(ATTN: ADDS main opposition party's reaction in last 2 paras)
SEOUL, June 23 (Yonhap) -- President Yoon Suk-yeol expressed outrage Thursday that a reshuffle of senior police officials was announced prematurely before receiving his approval, saying it amounted to a "disturbance of national discipline."
Police released the names of new senior superintendents general on Tuesday evening, only to reverse seven of them two hours later. The flip-flopping led to suspicions that the interior ministry, which oversees the police, was exerting undue control over the law enforcement agency.

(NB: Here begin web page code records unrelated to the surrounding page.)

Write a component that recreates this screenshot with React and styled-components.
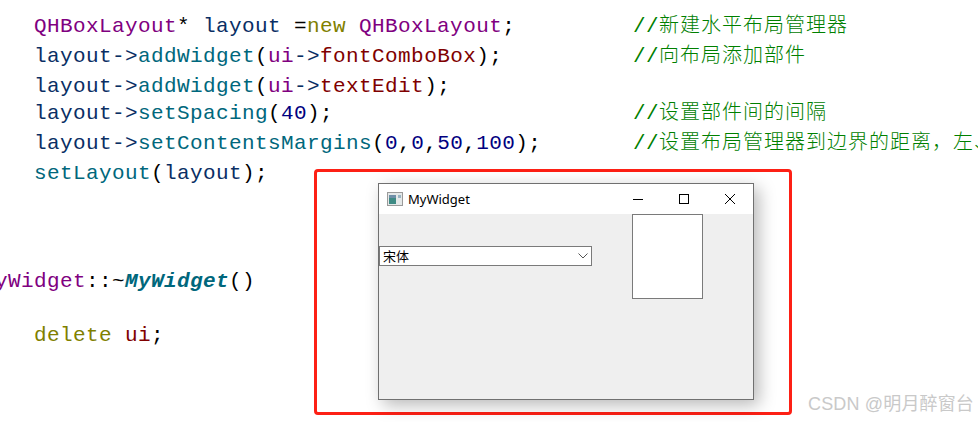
import React from 'react'
import styled, { createGlobalStyle } from 'styled-components'

const GlobalStyle = createGlobalStyle`
  html, body {
    margin: 0;
    padding: 0;
    background: #fff;
  }
`

const Page = styled.div`
  position: relative;
  width: 978px;
  height: 422px;
  overflow: hidden;
  background: #fff;
`

const Code = styled.div`
  display: flex;
  flex-direction: column;
  padding: 12px 0 0 34px;
  font-family: "Liberation Mono", "DejaVu Sans Mono", monospace;
  font-size: 21px;
  letter-spacing: 0.4px;
  color: #000;
`

const Row = styled.div`
  display: grid;
  grid-template-columns: 599px 345px;
  height: 30px;
  line-height: 30px;
  white-space: nowrap;
  margin-top: ${p => p.$top || 0}px;
  margin-left: ${p => p.$left || 0}px;
`

const Comment = styled.span`
  color: #008000;
  overflow: hidden;
  height: 30px;
`

const Cjk = styled.span`
  font-family: "Noto Sans CJK SC", sans-serif;
  font-size: 20px;
  font-weight: 300;
  line-height: 1;
  letter-spacing: 1px;
`

const Type = styled.span`color: #800080;`
const Ident = styled.span`color: #092e64;`
const Key = styled.span`color: #808000;`
const Func = styled.span`color: #00677c;`
const Member = styled.span`color: #800000;`
const Num = styled.span`color: #000080;`
const Ital = styled.span`
  color: #00677c;
  font-weight: bold;
  font-style: italic;
`

const Shot = styled.div`
  position: absolute;
  left: 314px;
  top: 169px;
  width: 478px;
  height: 246px;
  box-sizing: border-box;
  padding: 11px 0 0 61px;
  background: #fff;
  border: 3px solid #fd2015;
  border-radius: 4px;
`

const Win = styled.div`
  display: flex;
  flex-direction: column;
  width: 376px;
  height: 217px;
  box-sizing: border-box;
  border: 1px solid #707070;
  background: #efefef;
  box-shadow: 5px 5px 16px rgba(0, 0, 0, 0.28);
`

const TitleBar = styled.div`
  display: flex;
  align-items: center;
  height: 30px;
  flex: none;
  padding-left: 8px;
  background: #fff;
  font-family: "Noto Sans", sans-serif;
  font-size: 13px;
  color: #000;
`

const Title = styled.span`
  margin-left: 5px;
  margin-top: -1px;
  flex: 1;
`

const WinButton = styled.span`
  display: flex;
  align-items: center;
  justify-content: center;
  width: 46px;
  height: 30px;
`

const WinBody = styled.div`
  display: flex;
  align-items: flex-start;
  flex: 1;
`

const Combo = styled.div`
  display: flex;
  align-items: center;
  justify-content: space-between;
  width: 213px;
  height: 20px;
  box-sizing: border-box;
  margin-top: 32px;
  padding: 0 3px 1px;
  background: #fff;
  border: 1px solid #7a7a7a;
  font-family: "Noto Sans CJK SC", sans-serif;
  font-size: 13px;
  color: #000;
`

const TextEdit = styled.div`
  width: 71px;
  height: 85px;
  box-sizing: border-box;
  margin-left: 40px;
  background: #fff;
  border: 1px solid #7a7a7a;
`

const Watermark = styled.div`
  position: absolute;
  right: 4px;
  top: 392px;
  font-family: "Liberation Sans", "Noto Sans CJK SC", sans-serif;
  font-size: 18px;
  line-height: 24px;
  letter-spacing: 0.15px;
  color: #c9c9c9;
`

const WindowIcon = () => (
  <svg width="16" height="14" viewBox="0 0 16 14">
    <rect x="0.5" y="0.5" width="15" height="13" fill="#e4e8e8" stroke="#9a9a9a" />
    <rect x="2" y="3" width="7" height="9" fill="#3e8a84" />
    <rect x="2" y="3" width="7" height="3" fill="#6f8fa8" />
    <rect x="11" y="3" width="3" height="3" fill="#9ab4c2" />
  </svg>
)

const MinIcon = () => (
  <svg width="10" height="10" viewBox="0 0 10 10">
    <path d="M0 5.5h10" stroke="#000" />
  </svg>
)

const MaxIcon = () => (
  <svg width="10" height="10" viewBox="0 0 10 10">
    <rect x="0.5" y="0.5" width="9" height="9" fill="none" stroke="#000" />
  </svg>
)

const CloseIcon = () => (
  <svg width="10" height="10" viewBox="0 0 10 10">
    <path d="M0 0l10 10M10 0L0 10" stroke="#000" strokeWidth="1" />
  </svg>
)

const ChevronIcon = () => (
  <svg width="10" height="6" viewBox="0 0 10 6">
    <path d="M0.5 0.5L5 5L9.5 0.5" fill="none" stroke="#555" />
  </svg>
)

const App = () => {
  return (
    <Page>
      <GlobalStyle />
      <Code>
        <Row>
          <span><Type>QHBoxLayout</Type>* <Ident>layout</Ident> =<Key>new</Key> <Type>QHBoxLayout</Type>;</span>
          <Comment>//<Cjk>新建水平布局管理器</Cjk></Comment>
        </Row>
        <Row>
          <span><Ident>layout-&gt;</Ident><Func>addWidget</Func>(<Type>ui</Type><Ident>-&gt;</Ident><Member>fontComboBox</Member>);</span>
          <Comment>//<Cjk>向布局添加部件</Cjk></Comment>
        </Row>
        <Row>
          <span><Ident>layout-&gt;</Ident><Func>addWidget</Func>(<Type>ui</Type><Ident>-&gt;</Ident><Member>textEdit</Member>);</span>
        </Row>
        <Row $top={-3}>
          <span><Ident>layout-&gt;</Ident><Func>setSpacing</Func>(<Num>40</Num>);</span>
          <Comment>//<Cjk>设置部件间的间隔</Cjk></Comment>
        </Row>
        <Row>
          <span><Ident>layout-&gt;</Ident><Func>setContentsMargins</Func>(<Num>0</Num>,<Num>0</Num>,<Num>50</Num>,<Num>100</Num>);</span>
          <Comment>//<Cjk>设置布局管理器到边界的距离，左、</Cjk></Comment>
        </Row>
        <Row>
          <span><Func>setLayout</Func>(<Ident>layout</Ident>);</span>
        </Row>
        <Row $top={78} $left={-52}>
          <span><Type>MyWidget</Type>::~<Ital>MyWidget</Ital>()</span>
        </Row>
        <Row $top={24}>
          <span><Key>delete</Key> <Member>ui</Member>;</span>
        </Row>
      </Code>

      <Shot>
        <Win>
          <TitleBar>
            <WindowIcon />
            <Title>MyWidget</Title>
            <WinButton><MinIcon /></WinButton>
            <WinButton><MaxIcon /></WinButton>
            <WinButton><CloseIcon /></WinButton>
          </TitleBar>
          <WinBody>
            <Combo>
              宋体
              <ChevronIcon />
            </Combo>
            <TextEdit />
          </WinBody>
        </Win>
      </Shot>

      <Watermark>CSDN @明月醉窗台</Watermark>
    </Page>
  )
}

export default App
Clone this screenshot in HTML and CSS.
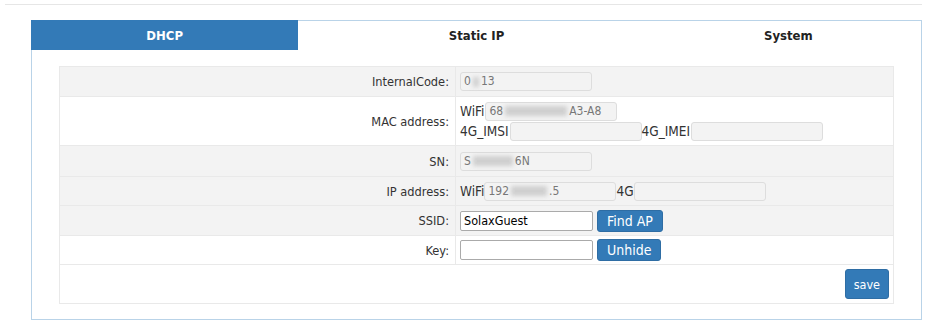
FILE: index.html
```html
<!DOCTYPE html>
<html>
<head>
    <title>Network Settings</title>
    <link rel="stylesheet" href="styles.css">
</head>
<body>
    <div class="topline"></div>
    <div class="panel">
        <!-- Tabs -->
        <div class="tabs">
            <div class="tab active">DHCP</div>
            <div class="tab wide">Static IP</div>
            <div class="tab">System</div>
        </div>

        <table class="form">
            <tr class="gray r30">
                <td class="label">InternalCode:</td>
                <td class="value"><span class="field ro">0<span class="blur b1"></span>13</span></td>
            </tr>
            <tr class="r49">
                <td class="label">MAC address:</td>
                <td class="value">
                    <div class="line">WiFi<span class="field ro">68<span class="blur b2"></span>A3-A8</span></div>
                    <div class="line">4G_IMSI<span class="field ro"></span>4G_IMEI<span class="field ro"></span></div>
                </td>
            </tr>
            <tr class="gray r31">
                <td class="label">SN:</td>
                <td class="value"><span class="field ro">S<span class="blur b3"></span>6N</span></td>
            </tr>
            <tr class="gray r29">
                <td class="label">IP address:</td>
                <td class="value">WiFi<span class="field ro">192<span class="blur b4"></span>.5</span>4G<span class="field ro"></span></td>
            </tr>
            <tr class="gray r30">
                <td class="label">SSID:</td>
                <td class="value"><input type="text" class="edit" value="SolaxGuest"><button class="btn">Find AP</button></td>
            </tr>
            <tr class="r29">
                <td class="label">Key:</td>
                <td class="value"><input type="password" class="edit"><button class="btn">Unhide</button></td>
            </tr>
            <tr class="r39">
                <td colspan="2" class="actions"><button class="btn save">save</button></td>
            </tr>
        </table>
    </div>
</body>
</html>
```

FILE: styles.css
```css
body { margin: 0; font-family: "DejaVu Sans Condensed", "DejaVu Sans", sans-serif; font-size: 12.7px; color: #333; background: #fff; }
.topline { height: 1px; background: #e6e6e6; margin: 4px 5px 0 5px; }
.panel { width: 889px; margin: 15px 0 0 31px; border: 1px solid #b9d3e8; padding-bottom: 15px; }
.tabs { display: flex; height: 30px; margin: -1px -1px 0 -1px; }
.tab { width: 30%; font-weight: bold; font-size: 13px; line-height: 31px; text-align: center; color: #222; }
.tab.wide { width: 40%; }
.tab.active { background: #337ab7; color: #fff; }
.form { margin: 16px 0 0 27px; width: 835px; border-collapse: collapse; border: 1px solid #e6e6e6; }
.form td { border: 1px solid #e9e9e9; padding: 0; }
.form tr.gray { background: #f3f3f3; }
.r29 td { height: 28px; }
.r30 td { height: 29px; }
.r31 td { height: 30px; }
.r39 td { height: 38px; }
.r49 td { height: 48px; }
.label { width: 389px; text-align: right; padding-right: 6px !important; }
.value { padding: 0 0 0 4px !important; font-size: 13.5px; }
.line { display: flex; align-items: center; height: 20px; }
.value, .line { white-space: nowrap; }
.field { display: inline-block; vertical-align: middle; box-sizing: border-box; width: 132px; height: 19px; line-height: 17px; border: 1px solid #ddd; border-radius: 3px; padding: 0 3px; font-size: 12px; color: #777; background: #f3f3f3; }
.line .field { margin-left: 1px; }
.blur { display: inline-block; vertical-align: middle; height: 10px; background: #cfcfcf; filter: blur(2px); margin: 0 2px; }
.b1 { width: 6px; }
.b2 { width: 62px; }
.b3 { width: 40px; }
.b4 { width: 36px; }
.edit { box-sizing: border-box; vertical-align: middle; width: 133px; height: 20px; margin: 0; padding: 0 3px; border: 1px solid #aaa; border-radius: 2px; font-family: inherit; font-size: 12.5px; color: #000; }
.btn { vertical-align: middle; margin: 0 0 0 4px; padding: 0 9px; height: 22px; background: #337ab7; color: #fff; border: 1px solid #2e6da4; border-radius: 3px; font-family: inherit; font-size: 14px; cursor: pointer; }
.actions { text-align: right; padding: 0 4px 0 0 !important; }
.save { height: 30px; padding: 0 8px; font-size: 12.5px; }
```
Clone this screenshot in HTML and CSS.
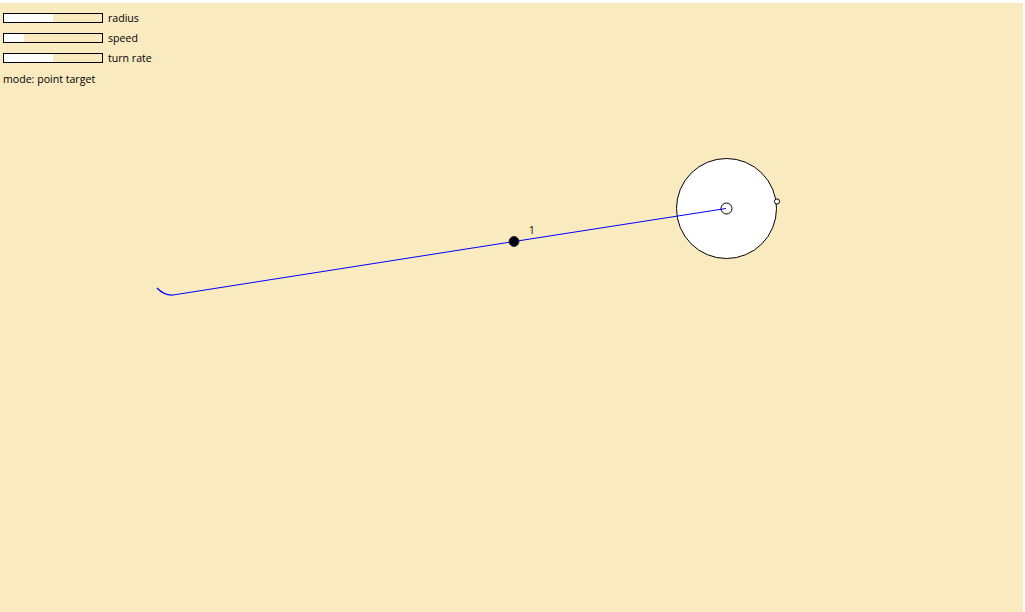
FILE: index.html
```html
<!DOCTYPE html>
<html>
<head>
<meta charset="utf-8">
<link rel="stylesheet" href="styles.css">
</head>
<body>
<div class="stage">
  <svg class="scene" width="1023" height="609" viewBox="0 3 1023 609">
    <circle cx="726.5" cy="208.5" r="50" fill="#fff" stroke="#000" stroke-width="1"/>
    <polyline points="726,208.5 514,241.5 173,295" fill="none" stroke="#0000ff" stroke-width="1"/>
    <path d="M173,295 Q164,295.5 157,288" fill="none" stroke="#0000ff" stroke-width="1.2"/>
    <circle cx="726.5" cy="208.5" r="5.5" fill="none" stroke="#000" stroke-width="1"/>
    <circle cx="777" cy="201.5" r="2.6" fill="#fff" stroke="#000" stroke-width="1"/>
    <circle cx="514" cy="241.5" r="5" fill="#000010" stroke="#333" stroke-width="1"/>
    <text x="529" y="234" class="lbl">1</text>
  </svg>
  <div class="controls">
    <div class="row"><div class="bar"><div class="fill" style="width:50%"></div></div><span>radius</span></div>
    <div class="row"><div class="bar"><div class="fill" style="width:20%"></div></div><span>speed</span></div>
    <div class="row"><div class="bar"><div class="fill" style="width:50%"></div></div><span>turn rate</span></div>
    <div class="mode">mode: point target</div>
  </div>
</div>
</body>
</html>
```
FILE: styles.css
```css
html, body {
  margin: 0;
  padding: 0;
  background: #fff;
  overflow: hidden;
}
.stage {
  position: relative;
  margin-top: 3px;
  width: 1023px;
  height: 609px;
  background: #faeac0;
  font-family: "Open Sans", "Noto Sans", sans-serif;
  font-size: 10.6px;
  color: #000;
}
.scene {
  position: absolute;
  left: 0;
  top: 0;
}
.lbl {
  font-family: "Open Sans", "Noto Sans", sans-serif;
  font-size: 10px;
  fill: #000;
}
.controls {
  position: relative;
  padding: 8px 0 0 3px;
  display: flex;
  flex-direction: column;
  gap: 6px;
}
.row {
  display: flex;
  align-items: center;
  gap: 5px;
  height: 14px;
}
.bar {
  width: 98px;
  height: 8px;
  border: 1px solid #000;
  background: #faeac0;
}
.fill {
  height: 100%;
  background: #fff;
}
.mode {
  line-height: 14px;
  margin-top: 1px;
}
```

"It makes no sense, and in a way, this could be considered a disturbance of national discipline," Yoon told reporters as he arrived at his office. "The person authorized to make personnel decisions is the president."
A senior superintendent general is the third-highest rank in the South Korean police.
Yoon said he looked into the matter after reading the news about the overturned appointments and found out "something absurd" had occurred.
"They had gone ahead and appointed the people that the police on its own had recommended to the interior ministry," he said.
"The fact that a reshuffle that had not yet been approved by the president, or reviewed by the interior ministry and proposed to the president, had been leaked and reported in the press as if the appointments had been reversed, is a very grave disturbance of national discipline, or an absurd mistake by a public servant that is unacceptable," he added.
Speaking in a strong tone, Yoon stressed that no decision had been overturned and that he had given his approval to the version brought to him by the interior ministry.
The main opposition Democratic Party (DP) accused Yoon of trying to tame the police.
"Yoon's remarks on national discipline are worrisome since it sends the wrong signal to the public official community that only those loyal to power can survive," said DP spokesperson Oh Yeong-hwan. "The interior ministry must stop its attempt to control the police that undermines the agency's independence."